Don’t you love words!
While finding time to write is always a challenge, writing about time is even harder.
Wending our way through tenses can actually make us tense, particularly when navigating back story.
What should be included and what left out?
How do we keep up the pace, and, more importantly, how do we fuse it all while reducing potential confusion?
We want readers gripped from the first word to the last. We want them to care for our characters; to hope, howl and fear with them, and then to cheer.
But as we weave in back story, clarity is essential.
We need readers to recognise our signposts, the significant moments that resound and resonate, adding layers of meaning.
They need to see the highlights, the tragic and sublime, from start to finish, carefully laid out in the most intriguing order.
If life is an open book, and if we can turn over a new leaf or page, we can also flip backwards, reviewing moments or millennia, reflecting on our past, adding meaning to the present, and building anticipation for the future.
The future? In fiction, it’s foreshadowed by genre; known, at least in part, to the writer; and revealed to the reader one word, clue, idea or scene at a time. Writers bend and blend action, always aiming for that credible, satisfying conclusion.
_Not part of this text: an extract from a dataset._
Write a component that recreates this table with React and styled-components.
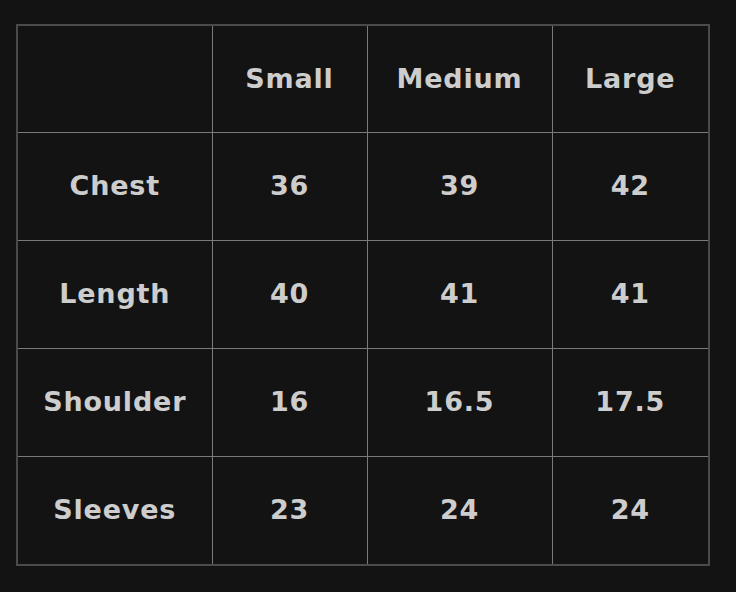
import styled, { createGlobalStyle } from "styled-components";

const GlobalStyle = createGlobalStyle`
  html, body {
    margin: 0;
    background: #131313;
  }
`;

const sizes = ["Small", "Medium", "Large"];

const rows = [
  { label: "Chest", values: ["36", "39", "42"] },
  { label: "Length", values: ["40", "41", "41"] },
  { label: "Shoulder", values: ["16", "16.5", "17.5"] },
  { label: "Sleeves", values: ["23", "24", "24"] },
];

const colWidths = [195, 155, 185, 157];

const App = () => {
  return (
    <>
      <GlobalStyle />
      <Page>
        <SizeTable>
          <colgroup>
            {colWidths.map((w, i) => (
              <Col key={i} $width={w} />
            ))}
          </colgroup>
          <thead>
            <tr>
              <Cell as="th" $head />
              {sizes.map((s) => (
                <Cell as="th" key={s} $head>
                  {s}
                </Cell>
              ))}
            </tr>
          </thead>
          <tbody>
            {rows.map((row) => (
              <tr key={row.label}>
                <Cell as="th">{row.label}</Cell>
                {row.values.map((v, i) => (
                  <Cell key={i}>{v}</Cell>
                ))}
              </tr>
            ))}
          </tbody>
        </SizeTable>
      </Page>
    </>
  );
};
export default App;

const Page = styled.div`
  padding: 24px 26px 0 16px;
`;

const SizeTable = styled.table`
  width: 692px;
  table-layout: fixed;
  border-collapse: collapse;
  border: 2px solid #4a4a4a;
  font-family: "DejaVu Sans", "Liberation Sans", sans-serif;
`;

const Col = styled.col`
  width: ${(p) => p.$width}px;
`;

const Cell = styled.td`
  height: ${(p) => (p.$head ? 104 : 105)}px;
  padding: 0 0 2px;
  border: 1px solid #7a7a7a;
  text-align: center;
  vertical-align: middle;
  color: #cdcdcd;
  font-size: 27px;
  font-weight: 700;
  letter-spacing: 0.8px;
`;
As a writer, I try to select, prepare and serve up exactly the right fractions of the action – enough tantalising tastes, in just the right sequence – to lead the reader to enjoy the whole extravagant banquet.
Be they presented in past or present tense, the scenes must build tension for resolving and pose plot puzzles for solving; so that all words finally dissolve at a most memorable end.
Easy? Far from it. Turns out, writing well takes time!